Hey all so thought i would start a journal of my first go at a planted setup. I have been in the hobby for years and have gone from Community tanks, Breeding angels, Saltwater, Breeding cichlids and now looking to do the planted aquarium thing. 

To start off i traded my old 55 gallon tank from cichlids for this and added a bit of my own stuff laying around,

29 Gallon cube tank with stand

Fluval C4 Filter

200W heater

lighting is from a saltwater setup i had its running T5 HO blue and white 10,000K bulbs... looking for help on this as ive read these arent the best for planted tanks what bulbs should i run instead ideas and oppinions appreciated 

Substrate is a fine black sand i believe a ive seen the stuff at big als also has a bit of the fluval substrate that comes in shrimp nano setups normally

I purchased at Fluval 88G co2 system complete for 40$ on kijiji and picked up a three pack of co2 from big als for it. I plan to buy and adapter and use one of my paintball tanks once i go through these. 

Current live stock is
Gold gromi, 1 kili fish, bristle nose pleco and a self cloning crash fight that is munching away at the only plants in the tank currently ..

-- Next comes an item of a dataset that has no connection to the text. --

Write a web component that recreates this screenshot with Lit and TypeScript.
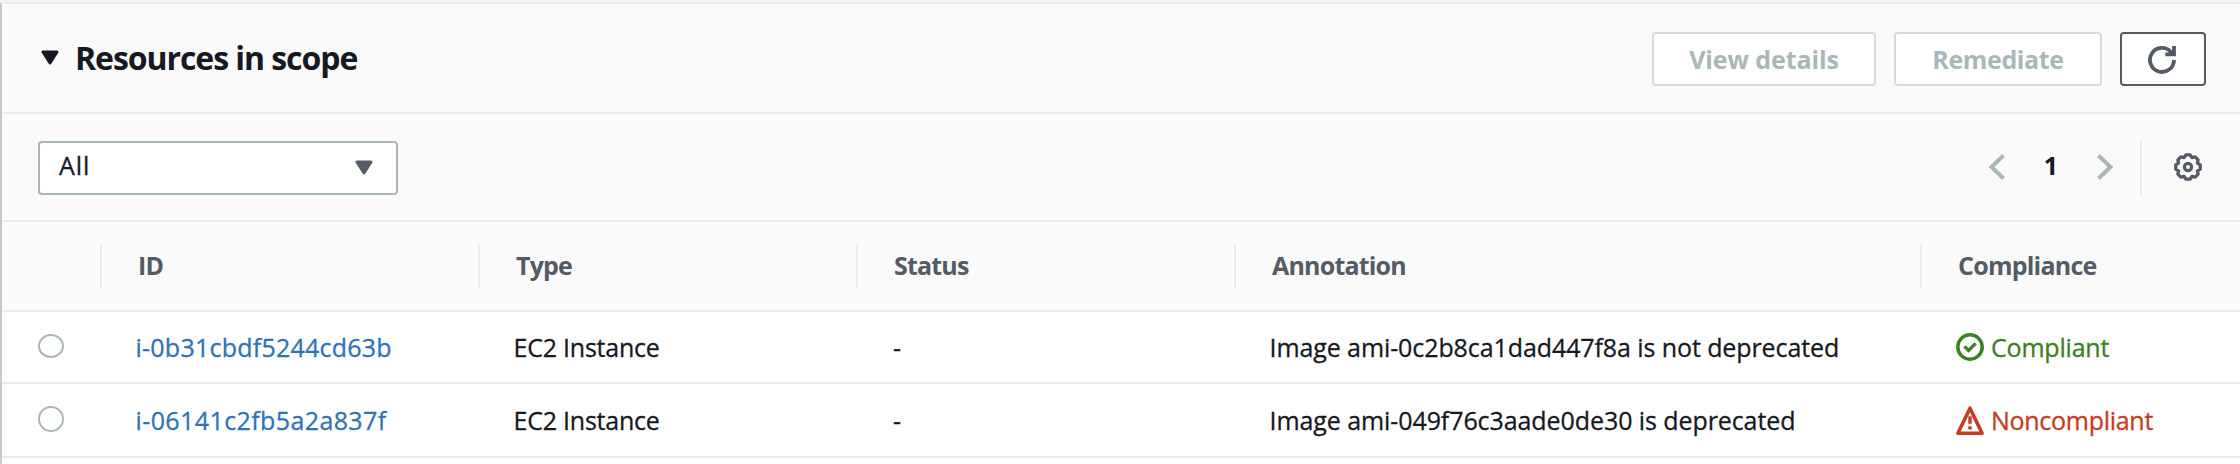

I am looking for any and all suggestions for switching this tank over to a complete planted tank plans are as follows...

Get rid of the groumi and cray fish, move around some of the drift wood within the tank start a nice carpeting plant and maybe some bigger stuff at the back. I would like to get some shrimp at some point maybe some bumble bees but i really like the entire carpet HC look.

Thanks all


----------



## j.thomson (Mar 28, 2014)

So today was my first day off so i figured I would do some work on the tank. The current light fixture is a T5 HO 18W so I figured I would go to my LFS and grab some 6500K or 6700K bulbs after recommendations from here and that would be a day. Nope not my luck at all I found out that the 18W bulbs had a very limited selection and after hitting multiple stores, PJ's, Petsmart, Bigals, Luckys, I couldnt find the bulbs I needed anywhere some of the stores said they would order them for me but it would be about 25$ a bulb that just wasnt going to work for me. I finally went to a place accross from pacific mall and told them my situation the guy there explained he had the same issue a little while back and he bought a new fixture. He then went to the shelf grabbed a coralife fixture and said he would put two brand new 6700k bulbs in it for me and give me a deal so i went through and grabbed it. One issue down

But as many of you have experienced when you enter the LFS you dont leave with just what you wanted.... I ended up thinking about my substrate and how it was prior used before me so god knows what was in and ended up picking up a 4KG package of the Fluval Stratum substrate as I plan on keeping some shrimp in the tank as my primary focus other then a bed of HC cuba i want to carpet the tank with. I added some API root tabs into the tank substrate so when the planting starts im hoping to give them a kick start.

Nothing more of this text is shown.